You state that this leaves Zaentz (or his licensee) in a position whereby he either fills in the gaps in the Silm material contained in the Appendices and invites ridicule or risks infringing the Estate’s copyright. That is correct. And, as others have said, tough.

You seem to suggest that this is somehow unfair on Zaentz. I happen to agree with others that he has done quite well out of the whole deal already thank you and that neither UA nor he were likely to have been interested in the Silm rights anyway until fairly recently, if at all. But putting that aside, in a situation where two parties freely enter into a contract, fairness doesn’t enter into it, unless there is some suggestion that one party was in an inferior bargaining position (which consumer law largely addresses) or was improperly induced to enter into the contract. It seems to me that, if anyone was in a lesser bargaining position when Tolkien sold the film rights to UA, it was Tolkien himself.

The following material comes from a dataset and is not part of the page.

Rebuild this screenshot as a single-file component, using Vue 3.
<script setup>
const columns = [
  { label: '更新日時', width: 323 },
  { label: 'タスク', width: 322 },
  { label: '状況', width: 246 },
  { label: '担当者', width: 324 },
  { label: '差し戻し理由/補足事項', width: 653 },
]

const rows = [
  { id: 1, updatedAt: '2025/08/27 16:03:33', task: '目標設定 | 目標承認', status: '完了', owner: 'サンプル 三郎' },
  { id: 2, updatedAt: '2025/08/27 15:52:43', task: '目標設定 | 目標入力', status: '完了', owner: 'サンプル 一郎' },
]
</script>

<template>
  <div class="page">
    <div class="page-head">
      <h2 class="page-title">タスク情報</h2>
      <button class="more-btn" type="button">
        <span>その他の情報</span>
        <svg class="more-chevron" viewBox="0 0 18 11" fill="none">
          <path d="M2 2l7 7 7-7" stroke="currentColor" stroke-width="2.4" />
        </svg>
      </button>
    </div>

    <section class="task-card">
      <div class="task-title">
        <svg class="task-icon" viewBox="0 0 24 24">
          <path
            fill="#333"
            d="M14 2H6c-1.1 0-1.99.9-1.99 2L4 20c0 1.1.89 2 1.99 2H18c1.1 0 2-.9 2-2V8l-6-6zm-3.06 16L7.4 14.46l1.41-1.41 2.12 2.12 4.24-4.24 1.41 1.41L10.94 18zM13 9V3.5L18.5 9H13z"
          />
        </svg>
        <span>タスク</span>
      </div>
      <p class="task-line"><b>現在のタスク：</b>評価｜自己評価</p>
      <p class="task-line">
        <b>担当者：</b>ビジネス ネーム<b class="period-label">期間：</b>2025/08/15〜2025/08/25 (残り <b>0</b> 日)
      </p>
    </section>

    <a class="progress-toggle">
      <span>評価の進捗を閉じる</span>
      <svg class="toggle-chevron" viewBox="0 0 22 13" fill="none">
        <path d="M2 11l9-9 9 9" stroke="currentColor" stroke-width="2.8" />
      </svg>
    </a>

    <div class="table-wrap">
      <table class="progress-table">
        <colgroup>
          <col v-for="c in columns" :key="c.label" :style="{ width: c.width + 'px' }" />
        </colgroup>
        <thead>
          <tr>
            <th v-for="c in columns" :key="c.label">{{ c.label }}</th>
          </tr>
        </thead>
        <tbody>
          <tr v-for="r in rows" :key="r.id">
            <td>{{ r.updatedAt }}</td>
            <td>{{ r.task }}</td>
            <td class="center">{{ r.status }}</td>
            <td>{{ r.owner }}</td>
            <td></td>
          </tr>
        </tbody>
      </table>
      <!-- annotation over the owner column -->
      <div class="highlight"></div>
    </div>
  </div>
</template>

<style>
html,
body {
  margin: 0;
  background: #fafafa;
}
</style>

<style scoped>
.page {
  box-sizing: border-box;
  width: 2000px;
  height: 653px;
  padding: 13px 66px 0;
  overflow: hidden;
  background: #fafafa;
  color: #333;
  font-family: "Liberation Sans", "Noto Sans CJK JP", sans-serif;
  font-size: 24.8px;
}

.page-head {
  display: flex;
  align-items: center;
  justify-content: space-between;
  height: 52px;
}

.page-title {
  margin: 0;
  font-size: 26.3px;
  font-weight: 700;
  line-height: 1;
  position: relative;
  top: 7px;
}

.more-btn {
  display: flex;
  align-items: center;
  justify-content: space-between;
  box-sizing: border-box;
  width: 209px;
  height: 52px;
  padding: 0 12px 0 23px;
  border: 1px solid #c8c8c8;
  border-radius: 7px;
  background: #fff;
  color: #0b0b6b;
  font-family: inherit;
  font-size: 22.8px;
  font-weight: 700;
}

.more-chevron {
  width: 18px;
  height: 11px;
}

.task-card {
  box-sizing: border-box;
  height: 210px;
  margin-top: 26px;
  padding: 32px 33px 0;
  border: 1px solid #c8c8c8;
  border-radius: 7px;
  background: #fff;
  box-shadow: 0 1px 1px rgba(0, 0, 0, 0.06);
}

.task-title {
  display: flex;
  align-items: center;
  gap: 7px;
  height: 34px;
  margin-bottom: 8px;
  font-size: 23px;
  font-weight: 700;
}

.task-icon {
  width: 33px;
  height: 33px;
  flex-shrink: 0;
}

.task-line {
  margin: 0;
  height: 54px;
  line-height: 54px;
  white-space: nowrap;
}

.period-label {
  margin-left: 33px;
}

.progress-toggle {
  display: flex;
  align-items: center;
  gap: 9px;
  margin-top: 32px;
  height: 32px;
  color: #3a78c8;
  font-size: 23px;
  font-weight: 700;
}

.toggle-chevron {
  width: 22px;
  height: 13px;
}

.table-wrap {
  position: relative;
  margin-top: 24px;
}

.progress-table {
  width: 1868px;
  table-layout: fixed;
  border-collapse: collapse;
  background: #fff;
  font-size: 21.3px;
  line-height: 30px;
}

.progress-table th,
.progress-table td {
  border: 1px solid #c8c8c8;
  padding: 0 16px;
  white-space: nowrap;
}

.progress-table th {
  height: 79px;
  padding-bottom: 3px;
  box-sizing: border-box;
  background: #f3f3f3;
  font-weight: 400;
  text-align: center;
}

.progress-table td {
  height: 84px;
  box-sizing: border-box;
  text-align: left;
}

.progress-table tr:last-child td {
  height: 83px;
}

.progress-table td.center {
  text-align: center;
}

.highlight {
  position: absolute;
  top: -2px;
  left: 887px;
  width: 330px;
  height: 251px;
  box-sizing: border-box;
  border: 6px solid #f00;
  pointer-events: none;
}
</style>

In any event, freedom of contract is the reason that parties (of relatively equal bargaining power) pay loads of lolly to lawyers like WCH and me to make sure that their interests are protected.

Quote:
Originally Posted by davem
Thus, whether it was UA, or Saul Zaentz, if they didn't take the time to find out that this reference in RotK to 'The Silmarillion' was to an actual work in progress they are entirely at fault
Quote:
Originally Posted by STW
That is the most amazing statement I have ever heard from you - and I have heard more than my share. Lets see if I get this right. UA was suppose to look into the future and know that JRRT would someday publish a book that he had been working on for decades and decades and was in little better condition that stacks of unsorted papers and notes?
Again, I’m sorry, but davem is right. It is not an amazing statement at all. If UA were at all interested in the rights to the Silm, they could have insisted that such rights be included in the deal or that Tolkien agree not to publish the Silm material in the future. If Tolkien did not agree, then they could have reduced the amount paid to reflect the (perceived) lower value of what they were buying. If they were not aware of all the Silm material that had already been written by Tolkien and of his future intention to publish it, then (assuming that they were at all interested in it) they (or their lawyers) did not do their due diligence properly.

Similarly, when Zaentz purchased the rights from UA, if he was at all interested in the Silm rights, he should have made sure that he was aware of how the publication of the Silm might affect them and, if appropriate, negotiate a lower purchase price.